* begin Entries shown *

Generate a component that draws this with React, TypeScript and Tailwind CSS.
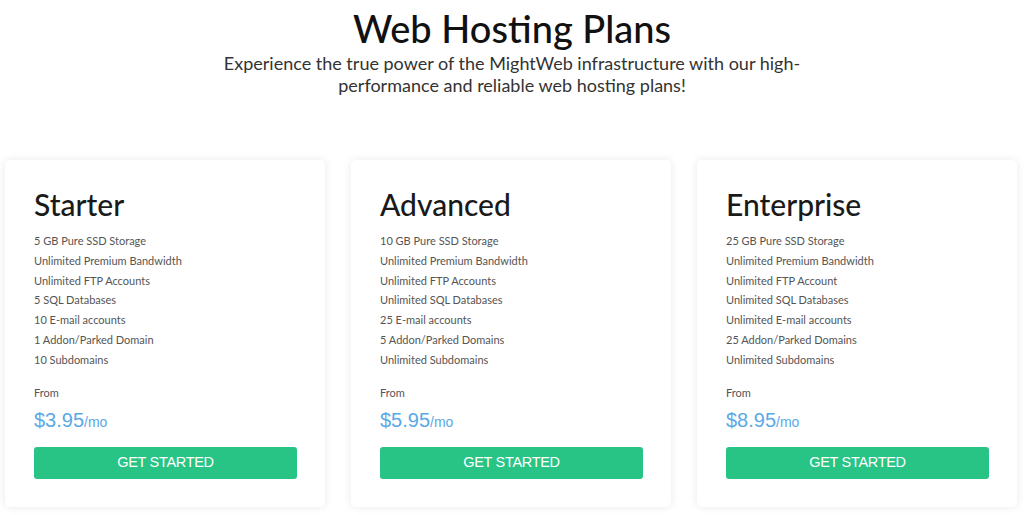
import React from 'react';

type Plan = {
  name: string;
  features: string[];
  price: string;
};

const plans: Plan[] = [
  {
    name: 'Starter',
    price: '$3.95',
    features: [
      '5 GB Pure SSD Storage',
      'Unlimited Premium Bandwidth',
      'Unlimited FTP Accounts',
      '5 SQL Databases',
      '10 E-mail accounts',
      '1 Addon/Parked Domain',
      '10 Subdomains',
    ],
  },
  {
    name: 'Advanced',
    price: '$5.95',
    features: [
      '10 GB Pure SSD Storage',
      'Unlimited Premium Bandwidth',
      'Unlimited FTP Accounts',
      'Unlimited SQL Databases',
      '25 E-mail accounts',
      '5 Addon/Parked Domains',
      'Unlimited Subdomains',
    ],
  },
  {
    name: 'Enterprise',
    price: '$8.95',
    features: [
      '25 GB Pure SSD Storage',
      'Unlimited Premium Bandwidth',
      'Unlimited FTP Account',
      'Unlimited SQL Databases',
      'Unlimited E-mail accounts',
      '25 Addon/Parked Domains',
      'Unlimited Subdomains',
    ],
  },
];

// Single pricing card
const PlanCard: React.FC<{ plan: Plan }> = ({ plan }) => (
  <div className="flex flex-col rounded-[5px] bg-white pl-[29px] pr-[28px] pt-[24px] pb-[28px] shadow-[0_0_10px_rgba(0,0,0,0.09)]">
    <h2 className="text-[30px] leading-[40px] font-medium text-[#1a1a1a]">{plan.name}</h2>
    <ul className="mt-[7px] flex flex-col">
      {plan.features.map((f) => (
        <li key={f} className="text-[11px] leading-[19.8px] text-[#555]">
          {f}
        </li>
      ))}
    </ul>
    <div className="mt-[13px] text-[11px] leading-[20px] text-[#555]">From</div>
    <div className="mt-[4px] flex items-baseline font-['Liberation_Sans',Arial,sans-serif] text-[#5aa9e6] leading-[26px]">
      <span className="text-[20px]">{plan.price}</span>
      <span className="text-[14px]">/mo</span>
    </div>
    <button
      type="button"
      className="mt-[12px] h-[32px] w-full rounded-[3px] bg-[#27c485] font-['Liberation_Sans',Arial,sans-serif] text-[14.5px] tracking-[-0.3px] text-white"
    >
      GET STARTED
    </button>
  </div>
);

export default function App() {
  return (
    <div className="min-h-[515px] w-[1024px] bg-white font-['Lato','Noto_Sans',sans-serif]">
      <div className="flex flex-col items-center pt-[5px]">
        <h1 className="text-[38px] leading-[46px] font-medium text-[#111]">Web Hosting Plans</h1>
        <p className="mt-[1px] w-[600px] text-center text-[18px] leading-[22px] text-[#333]">
          Experience the true power of the MightWeb infrastructure with our high-performance and
          reliable web hosting plans!
        </p>
      </div>
      <div className="mt-[64px] grid grid-cols-[320px_320px_320px] gap-[26px] px-[5px]">
        {plans.map((p) => (
          <PlanCard key={p.name} plan={p} />
        ))}
      </div>
    </div>
  );
}
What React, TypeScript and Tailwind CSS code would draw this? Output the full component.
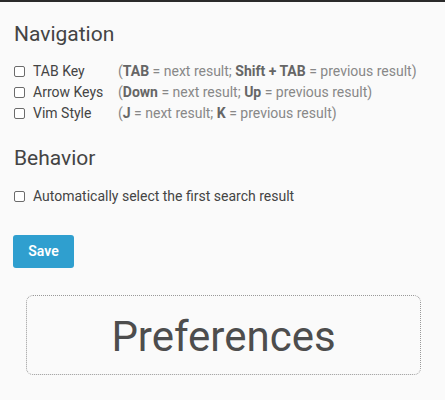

* end Entries shown *

» Short exercise:
Pull every line containing the word "React" out of the entries above.

» Result for this task:
Generate a component that draws this with React, TypeScript and Tailwind CSS.
import React from 'react';
const PlanCard: React.FC<{ plan: Plan }> = ({ plan }) => (
What React, TypeScript and Tailwind CSS code would draw this? Output the full component.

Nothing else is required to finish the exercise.